Health Law, Costs Confusing For Consumers
Several news stories cover why and how health costs are determined, as a doctor group seeks to demystify the health law.
Kaiser Health News: Fixing Health Care Isn't About Party, 'It's About Building A Sustainable System' - The KHN Interview
[A]bout 15,000 physicians and medical students from around the country, working through the grassroots advocacy group Doctors for America, [haven taken] on the challenge of explaining the [health law] to patients and providers. ... Dr. Vivek Murthy, an attending physician at Brigham and Women's Hospital in Boston and the co-founder of Doctors for America: ... "Our thesis going in was that people didn't care if it was a Republican or a Democrat pushing for health care; ultimately what they cared about was how it could make their lives better. People would tell us they were worried about how expensive insurance had become [or] that coverage wouldn't be there for them when they got sick" (Kulkarni, 10/24).

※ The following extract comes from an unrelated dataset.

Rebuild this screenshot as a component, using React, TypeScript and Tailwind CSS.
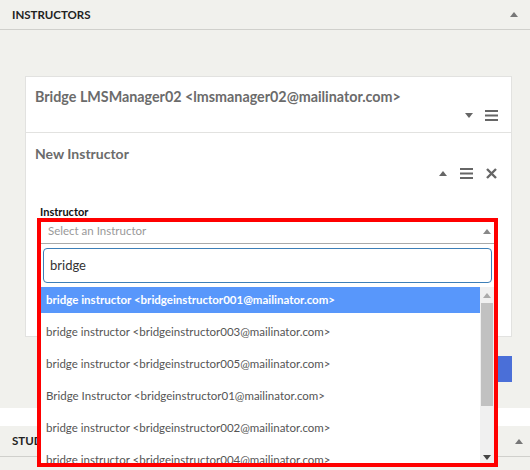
import React from 'react'

const font = { fontFamily: 'Lato, "Open Sans", sans-serif' }

function TriUp({ className = '' }: { className?: string }) {
  return (
    <svg width="8" height="5" viewBox="0 0 8 5" className={className}>
      <path d="M0 5 L4 0 L8 5 Z" fill="currentColor" />
    </svg>
  )
}

function TriDown({ className = '' }: { className?: string }) {
  return (
    <svg width="8" height="5" viewBox="0 0 8 5" className={className}>
      <path d="M0 0 L8 0 L4 5 Z" fill="currentColor" />
    </svg>
  )
}

function Burger() {
  return (
    <svg width="13" height="11" viewBox="0 0 13 11" className="text-[#666]">
      <rect x="0" y="0" width="13" height="2" fill="currentColor" />
      <rect x="0" y="4.5" width="13" height="2" fill="currentColor" />
      <rect x="0" y="9" width="13" height="2" fill="currentColor" />
    </svg>
  )
}

function Cross() {
  return (
    <svg width="11" height="11" viewBox="0 0 11 11" className="text-[#666]">
      <path d="M1 1 L10 10 M10 1 L1 10" stroke="currentColor" strokeWidth="2.4" />
    </svg>
  )
}

const options = [
  'bridge instructor <bridgeinstructor001@mailinator.com>',
  'bridge instructor <bridgeinstructor003@mailinator.com>',
  'bridge instructor <bridgeinstructor005@mailinator.com>',
  'Bridge Instructor <bridgeinstructor01@mailinator.com>',
  'bridge instructor <bridgeinstructor002@mailinator.com>',
  'bridge instructor <bridgeinstructor004@mailinator.com>',
  'bridge instructor <bridgeinstructor006@mailinator.com>',
]

export default function App() {
  return (
    <div className="relative w-[530px] h-[470px] overflow-hidden bg-[#f1f1ed]" style={font}>
      {/* section header */}
      <div className="h-[30px] flex items-center justify-between pl-3 pr-[12px] border-b border-[#d0d0cc]">
        <span className="text-[11.5px] font-bold text-[#222]">INSTRUCTORS</span>
        <TriUp className="text-[#777]" />
      </div>

      <div className="pl-[25px] pr-[18px] pt-[46px]">
        <div className="bg-white border border-[#e2e2e0]">
          {/* existing instructor */}
          <div className="h-[56px] border-b border-[#e2e2e0] px-[9px] pt-[10px]">
            <div className="text-[14.3px] font-bold text-[#6b6b6b] leading-[20px]">
              Bridge LMSManager02 &lt;lmsmanager02@mailinator.com&gt;
            </div>
            <div className="flex justify-end items-center gap-[12px] pr-[4px] mt-[3px]">
              <TriDown className="text-[#666]" />
              <Burger />
            </div>
          </div>

          {/* new instructor */}
          <div className="h-[203px] px-[9px] pt-[11px]">
            <div className="text-[14px] font-bold text-[#6b6b6b] leading-[20px]">New Instructor</div>
            <div className="flex justify-end items-center gap-[13px] pr-[5px] mt-[4px]">
              <TriUp className="text-[#666]" />
              <Burger />
              <Cross />
            </div>
            <div className="mt-[26px] pl-[5px] text-[11px] font-bold text-[#111] leading-[14px]">Instructor</div>
            <div className="relative ml-[5px] mr-[8px] h-[25px] border-b border-[#aaa] flex items-center justify-between pl-[8px] pr-[3px]">
              <span className="text-[11.5px] text-[#999]">Select an Instructor</span>
              <TriUp className="text-[#888]" />
            </div>
          </div>
        </div>

        <div className="flex justify-end mt-[19px]">
          <div className="w-[80px] h-[26px] bg-[#4a6fd8]" />
        </div>
      </div>

      <div className="absolute left-0 right-0 top-[408px] h-[18px] bg-white" />

      {/* students header */}
      <div className="absolute left-0 right-0 top-[426px] h-[31px] border-b border-[#d0d0cc] flex items-center justify-between pl-3 pr-[7px]">
        <span className="text-[11.5px] font-bold text-[#222]">STUDENTS</span>
        <TriUp className="text-[#777]" />
      </div>

      {/* dropdown */}
      <div className="absolute left-[41px] top-[246px] w-[453px] h-[217px] bg-white flex flex-col">
        <div className="mx-[2px] mt-[2px] h-[35px] rounded-[4px] border border-[#3d7fb8] flex items-center pl-[6px]">
          <span className="text-[13px] text-[#333]">bridge</span>
        </div>
        <div className="mt-[4px] flex flex-1 overflow-hidden">
          <div className="flex-1 flex flex-col gap-[6px] overflow-hidden">
            {options.map((o, i) => (
              <div
                key={o}
                className={
                  i === 0
                    ? 'h-[26px] shrink-0 flex items-center pl-[5px] text-[11.5px] font-bold text-white bg-[#5897fb]'
                    : 'h-[26px] shrink-0 flex items-center pl-[5px] text-[11.5px] text-[#555]'
                }
              >
                {o}
              </div>
            ))}
          </div>
          <div className="w-[14px] bg-[#f0f0f0] flex flex-col items-center">
            <TriUp className="text-[#aaa] mt-[6px]" />
            <div className="w-[12px] h-[103px] bg-[#c1c1c1] mt-[5px]" />
            <div className="flex-1" />
            <TriDown className="text-[#444] mb-[3px]" />
          </div>
        </div>
      </div>

      {/* highlight */}
      <div className="absolute left-[37px] top-[218px] w-[461px] h-[249px] border-[4px] border-[#ff0000] pointer-events-none" />
    </div>
  )
}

CBS (Video): LaPook: Extra Doc Fees Result Of System "Where Meter Is Running"
Susan Krantz says her doctor charged her an extra $50 for asking questions during her annual physical. But it's not just Krantz that's noticing these fees. It's becoming a problem for patients all over the country. CBS medical correspondent Dr. Jon LaPook said on "CBS This Morning" ... [insurers] will pay for a once-a-year preventative visit that covers what's happened in the last year and pre-existing conditions. However, if something new comes up that takes time to discuss, the doctor will charge again. "The patient should be warned (they'll be charged) beforehand," LaPook said (10/24).
Kaiser Health News: Seven Factors Driving Up Your Health Care Costs
There is no one villain in the battle against rising health care costs. Currently, the United States spends more on health care services than any other country, exceeding $2.6 trillion, or about 18 percent of gross domestic product. Most years, medical spending rises faster than inflation and the economy as a whole. Many factors -- and nearly everyone -- contributes to those increases (Appleby, 10/24).